We are also exposed to price risk when we purchase energy to meet
our system requirements throughout the year. We have been able to
partially reduce our exposure to that risk for the approximately
400,000 mwh of energy purchased annually by entering into cost-
based contracts for approximately half of those purchases. To
reduce this exposure during the scheduled maintenance outage at
Iatan in early 2000, we have entered a fixed-price contract to
purchase replacement energy. Changes in spot market prices for
energy, similar to those experienced last summer, can have a
significant negative impact (see 1998 vs. 1997 "Fuel and
Purchased Power"). We also have the ability to reduce our need
for spot market purchases by placing into service higher cost
generating units when market prices exceed the cost of the units'
operation. We are required to maintain certain levels of capacity
for which long-term, fixed price contracts are in place (see
"Capacity").
Commodity market prices for natural gas also represent a risk.
However, changes in the price of natural gas purchased for resale
are passed on to our customers.
Interest and inflation rates also pose risks to our financial
position. We have limited our exposure to interest rate risk by
maintaining the majority of our debt capitalization in long-term,
fixed-rate instruments. During the year, we had weighted average
short-term debt outstanding, subject to variable market rates, of
$1,169,000.
Under the ratemaking practices followed by the PSC, only
historical costs are recoverable in revenues. Assuming adequate
and timely rate relief, we will recover the increases in cost of
service caused by inflation.
COMPETITION/DEREGULATION - The 1992 Energy Policy Act (the Act)

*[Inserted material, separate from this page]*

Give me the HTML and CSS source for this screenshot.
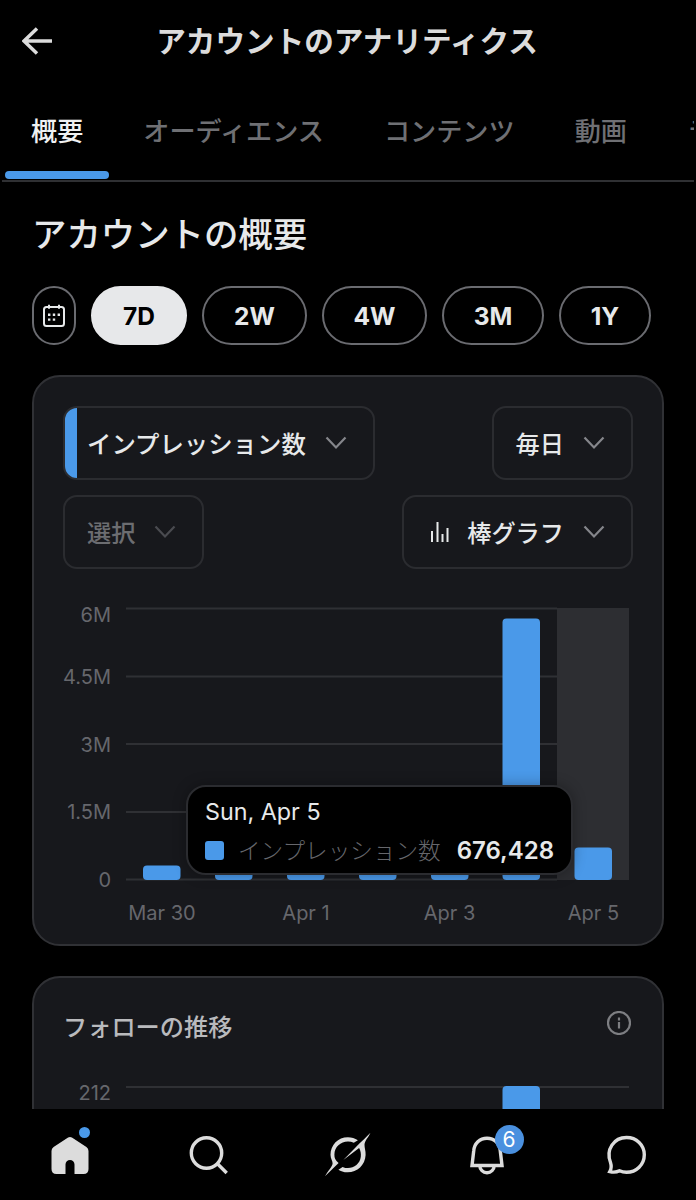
FILE: index.html
```html
<!DOCTYPE html>
<html lang="ja">
<head>
  <meta charset="UTF-8">
  <meta name="viewport" content="width=device-width, initial-scale=1.0">
  <title>アカウントのアナリティクス</title>
  <link rel="stylesheet" href="styles.css">
</head>
<body>
  <header class="header">
    <svg class="back" viewBox="0 0 32 28" width="32" height="28"><path d="M30 14H2M15 1.5 2 14l13 12.5"/></svg>
    <h1>アカウントのアナリティクス</h1>
  </header>

  <nav class="tabs">
    <a class="tab active">概要</a>
    <a class="tab">オーディエンス</a>
    <a class="tab">コンテンツ</a>
    <a class="tab">動画</a>
    <a class="tab">ライブ</a>
  </nav>

  <main>
    <h2>アカウントの概要</h2>

    <div class="ranges">
      <button class="range calendar">
        <svg viewBox="0 0 24 24" width="24" height="24">
          <rect x="2" y="3" width="20" height="19" rx="2.5"/>
          <path d="M7 0.8v4M17 0.8v4"/>
          <path class="dots" d="M6 9.6h2.4v2.4H6zM10.8 9.6h2.4v2.4h-2.4zM15.6 9.6H18v2.4h-2.4zM6 14.4h2.4v2.4H6zM10.8 14.4h2.4v2.4h-2.4z"/>
        </svg>
      </button>
      <button class="range w96 selected">7D</button>
      <button class="range w105">2W</button>
      <button class="range w105">4W</button>
      <button class="range w102">3M</button>
      <button class="range w92">1Y</button>
    </div>

    <section class="card overview">
      <div class="select-row">
        <div class="select metric"><span>インプレッション数</span>
          <svg class="chevron" viewBox="0 0 22 14" width="22" height="14"><path d="m1.5 1.5 9.5 10 9.5-10"/></svg>
        </div>
        <div class="select"><span>毎日</span>
          <svg class="chevron" viewBox="0 0 22 14" width="22" height="14"><path d="m1.5 1.5 9.5 10 9.5-10"/></svg>
        </div>
      </div>
      <div class="select-row">
        <div class="select disabled"><span>選択</span>
          <svg class="chevron" viewBox="0 0 22 14" width="22" height="14"><path d="m1.5 1.5 9.5 10 9.5-10"/></svg>
        </div>
        <div class="select">
          <svg class="bars-icon" viewBox="0 0 20 20" width="20" height="20"><path d="M2 9v11M7.500 0v20M12.500 12v8M17.500 6v14"/></svg>
          <span>棒グラフ</span>
          <svg class="chevron" viewBox="0 0 22 14" width="22" height="14"><path d="m1.5 1.5 9.5 10 9.5-10"/></svg>
        </div>
      </div>

      <div class="chart">
        <svg viewBox="0 0 568 340" width="568" height="340">
          <rect class="hover" x="494" y="13" width="72" height="272"/>
          <path class="grid" d="M63 13.500h431M63 81.500h431M63 149h431M63 217h431M63 284.500h431"/>
          <g class="axis y">
            <text x="48" y="26.500">6M</text>
            <text x="48" y="88.500">4.5M</text>
            <text x="48" y="156.500">3M</text>
            <text x="48" y="224">1.5M</text>
            <text x="48" y="291.500">0</text>
          </g>
          <g class="bar">
            <rect x="80" y="270.500" width="37.500" height="14.500" rx="4"/>
            <rect x="152" y="262" width="37.500" height="23" rx="4"/>
            <rect x="224" y="262" width="37.500" height="23" rx="4"/>
            <rect x="296" y="262" width="37.500" height="23" rx="4"/>
            <rect x="368" y="262" width="37.500" height="23" rx="4"/>
            <rect x="439.500" y="23.500" width="37.500" height="261.500" rx="4"/>
            <rect x="511.500" y="252.500" width="37.500" height="32.500" rx="4"/>
          </g>
          <g class="axis x">
            <text x="99" y="325">Mar 30</text>
            <text x="243" y="325">Apr 1</text>
            <text x="386.500" y="325">Apr 3</text>
            <text x="530.500" y="325">Apr 5</text>
          </g>
        </svg>
        <div class="tooltip">
          <div class="tooltip-date">Sun, Apr 5</div>
          <div class="tooltip-row">
            <span class="swatch"></span>
            <span class="tooltip-label">インプレッション数</span>
            <span class="tooltip-value">676,428</span>
          </div>
        </div>
      </div>
    </section>

    <section class="card follows">
      <div class="card-title">
        <h3>フォローの推移</h3>
        <svg viewBox="0 0 24 24" width="24" height="24"><circle cx="12" cy="12" r="11"/><path d="M12 11v6.500M12 6.500v3"/></svg>
      </div>
      <svg class="follow-chart" viewBox="0 0 568 60" width="568" height="60">
        <path class="grid" d="M63 21h503"/>
        <text class="axis y" x="48" y="33.500">212</text>
        <rect class="bar" x="439.500" y="20" width="37.500" height="60" rx="4"/>
      </svg>
    </section>
  </main>

  <nav class="bottom-nav">
    <a class="nav-item">
      <svg viewBox="0 0 48 48" width="48" height="48">
        <path class="fill" d="M22.100 6.600 7.600 16.100Q5.500 17.500 5.500 20v18q0 5 5 5h9V33.500a4.500 4.500 0 0 1 9 0V43h9q5 0 5-5V20q0-2.500-2.100-3.900L25.900 6.600q-1.900-1.300-3.800 0z"/>
      </svg>
      <span class="dot"></span>
    </a>
    <a class="nav-item">
      <svg viewBox="0 0 48 48" width="48" height="48"><circle cx="21.500" cy="22" r="15.200"/><path d="m32.200 32.500 9.500 9.500"/></svg>
    </a>
    <a class="nav-item">
      <svg viewBox="0 0 48 48" width="48" height="48">
        <path class="fill" d="M19.300 29.100 35.400 12.600C38.500 9.500 42.300 6.200 46.500 1.800c-2 4.300-5.700 8-6 12-.1 3 1.300 6.200 1.100 10.200-.4 10-8.200 17.300-18 17.300-4 0-7-1.200-9.200-2.600l4.200-2.800c7.800 3.500 17.200-1.200 18.200-10.100.4-3.200-.2-6.300-1.700-8.800z"/>
        <path class="fill" d="M33.900 9.300c-3-2-6.300-3-10-3C14 6.300 6.500 14 6.500 23.800c0 4 2.300 6.500 2.100 8.700-.3 3.200-4.400 7.200-7.600 12.700L14.600 32c-3.300-2.300-4.300-5-4.200-8.400.1-7.600 6.100-13.100 13.600-13.100 2 0 4 .4 5.800 1.200z"/>
      </svg>
    </a>
    <a class="nav-item">
      <svg viewBox="0 0 48 48" width="48" height="48">
        <path d="M9 34.500 10.700 20C11.300 12 16.700 7.300 24 7.300S36.700 12 37.300 20L39 34.500z"/>
        <path d="M16.800 34.500a7.200 7.200 0 0 0 14.400 0"/>
      </svg>
      <span class="badge">6</span>
    </a>
    <a class="nav-item">
      <svg viewBox="0 0 48 48" width="48" height="48">
        <path d="M8.500 31.500C3.500 18.500 12 6.500 24.500 6.500c10 0 17.800 7.500 17.800 17.300s-7.800 17.500-17.800 17.500c-2.500 0-4.800-.5-7-1.500-3 1.500-6.500 1.600-9.700.8 1.500-2.600 1.800-5.800.7-9.100z"/>
      </svg>
    </a>
  </nav>
</body>
</html>
```

FILE: styles.css
```css
* {
  box-sizing: border-box;
}
body {
  margin: 0;
  height: 1200px;
  display: flex;
  flex-direction: column;
  overflow: hidden;
  background: #000;
  color: #e7e9ea;
  font-family: Inter, "Noto Sans CJK JP", sans-serif;
}
h1, h2, h3 {
  margin: 0;
}
svg {
  display: block;
  flex: none;
  fill: none;
}

.header {
  height: 82px;
  flex: none;
  display: flex;
  align-items: center;
  padding: 0 22px;
}
.back {
  stroke: #dcdcdc;
  stroke-width: 3.5;
}
.header h1 {
  flex: 1;
  padding: 0 34px 3px 0;
  text-align: center;
  font-size: 29.6px;
  font-weight: 700;
  color: #dcdcdc;
}

.tabs {
  height: 100px;
  flex: none;
  display: flex;
  gap: 60px;
  margin: 0 2px;
  padding-left: 29px;
  border-bottom: 2px solid #2f3033;
  overflow: hidden;
}
.tab {
  flex: none;
  display: flex;
  flex-direction: column;
  font-size: 26.15px;
  line-height: 99px;
  font-weight: 500;
  color: #6f7074;
  white-space: nowrap;
}
.tab.active {
  color: #f0f1f2;
}
.tab.active::after {
  content: "";
  height: 8px;
  margin: -10px -26px 0;
  border-radius: 4px;
  background: #4a99e9;
}

main {
  flex: 1;
  min-height: 0;
  overflow: hidden;
  padding: 0 32px;
}
h2 {
  height: 104px;
  line-height: 105px;
  font-size: 34.4px;
  font-weight: 500;
}
.ranges {
  display: flex;
  gap: 15px;
}
.range {
  height: 59px;
  padding: 0;
  display: flex;
  align-items: center;
  justify-content: center;
  border: 2px solid #6a6b70;
  border-radius: 30px;
  background: #000;
  color: #e7e9ea;
  font-family: Inter, sans-serif;
  font-size: 24.5px;
  font-weight: 700;
}
.calendar {
  width: 44px;
}
.calendar svg {
  stroke: #e7e9ea;
  stroke-width: 2;
}
.calendar .dots {
  fill: #e7e9ea;
  stroke: none;
}
.selected {
  background: #e7e8ea;
  border-color: #e7e8ea;
  color: #000;
}
.w92 { width: 92px; }
.w96 { width: 96px; }
.w102 { width: 102px; }
.w105 { width: 105px; }

.card {
  border: 2px solid #303135;
  border-radius: 28px;
  background: #17181c;
}
.overview {
  height: 571px;
  margin-top: 30px;
  padding: 29px 29px 0 29px;
}
.select-row {
  display: flex;
  justify-content: space-between;
  margin-bottom: 15px;
}
.select {
  height: 74px;
  display: flex;
  align-items: center;
  padding: 0 26px 0 22px;
  border: 2px solid #2b2c30;
  border-radius: 14px;
  font-size: 24.2px;
  font-weight: 500;
  white-space: nowrap;
}
.select span {
  padding-bottom: 2px;
}
.metric {
  font-size: 24.4px;
  background: linear-gradient(to right, #4a99e9 12px, transparent 12px);
}
.chevron {
  margin-left: 19px;
  stroke: #85868b;
  stroke-width: 2.2;
}
.bars-icon {
  margin: 0 17px 0 4px;
  stroke: #e7e9ea;
  stroke-width: 2;
}
.disabled {
  color: #6c6d71;
}
.disabled .chevron {
  stroke: #4a4b50;
}

.chart {
  position: relative;
  margin-top: 26px;
}
.hover {
  fill: #2d2e32;
}
.grid {
  stroke: #2f3034;
  stroke-width: 2;
}
.bar {
  fill: #4a99e9;
}
.axis {
  fill: #66676c;
  font-size: 20px;
}
.axis.y {
  text-anchor: end;
}
.axis.x {
  text-anchor: middle;
}
.tooltip {
  position: absolute;
  left: 123px;
  top: 190px;
  width: 387px;
  height: 90px;
  padding: 8px 17px;
  border: 2px solid #2b2c30;
  border-radius: 20px;
  background: #000;
  box-shadow: 0 0 14px rgba(0, 0, 0, 0.3);
}
.tooltip-date {
  font-size: 23.3px;
  line-height: 34px;
}
.tooltip-row {
  display: flex;
  align-items: center;
  height: 42px;
  white-space: nowrap;
}
.swatch {
  width: 19px;
  height: 19px;
  border-radius: 3px;
  background: #4a99e9;
}
.tooltip-label {
  margin-left: 14px;
  padding-bottom: 2px;
  font-size: 22.6px;
  font-weight: 300;
  color: #66676c;
}
.tooltip-value {
  margin-left: auto;
  font-size: 24px;
  font-weight: 600;
}

.follows {
  height: 300px;
  margin-top: 30px;
  padding: 28px 31px 0 29px;
}
.card-title {
  display: flex;
  align-items: center;
  justify-content: space-between;
  height: 34px;
}
.card-title h3 {
  padding-top: 5px;
  font-size: 24.2px;
  font-weight: 500;
  color: #b9babd;
}
.card-title svg {
  stroke: #7d7e82;
  stroke-width: 2.2;
}
.follow-chart {
  margin-top: 26px;
}

.bottom-nav {
  height: 91px;
  flex: none;
  display: grid;
  grid-template-columns: repeat(5, 1fr);
  background: #000;
}
.nav-item {
  position: relative;
  display: flex;
  align-items: center;
  justify-content: center;
}
.nav-item svg {
  stroke: #dcdcdc;
  stroke-width: 3.4;
}
.nav-item .fill {
  fill: #dcdcdc;
  stroke: none;
}
.dot {
  position: absolute;
  left: 79px;
  top: 18px;
  width: 11px;
  height: 11px;
  border-radius: 50%;
  background: #4a99e9;
}
.badge {
  position: absolute;
  left: 77px;
  top: 16px;
  width: 29px;
  height: 29px;
  border-radius: 50%;
  background: #4a90df;
  color: #fff;
  font-size: 21px;
  line-height: 29px;
  text-align: center;
}
```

promotes competition in the way electricity is transmitted and
marketed. The Act provides for increased competition in the
wholesale electric market by permitting the Federal Energy
Regulatory Commission to order third party access to utilities'
transmission systems and by liberalizing the rules of generating
facility ownership. The opening of the nation's transmission
system has increased the size of the market from which we buy and
sell firm and non-firm (wholesale) energy. This will increase the
options for expanding markets. We also believe that increased
transmission access will increase the demand for available
wholesale energy supply and result in higher purchased energy
costs.
In March 1997, the PSC opened a docket to investigate
restructuring in the electric utility industry in the state of
Missouri. The Retail Electric Competition Task Force, comprised
of representatives from various industry groups, was established
and charged with preparing comprehensive reports for the PSC. The
reports were prepared in 1998 based upon a thorough investigation
of retail wheeling of electricity and related issues, and
included recommendations of how Missouri should implement retail
electric competition in the event that legislation is enacted
which authorizes it.
Based on the PSC docket and deregulation plans implemented or
considered by other states, we believe it is most likely that the
generation portion of the business could become unregulated and
that the transmission and distribution functions will continue to
be regulated. Although bills have been introduced in the 1999
session of the legislature, observers believe that 2000 is the
earliest a bill will be passed, which would defer retail
competition in Missouri until 2001 or later.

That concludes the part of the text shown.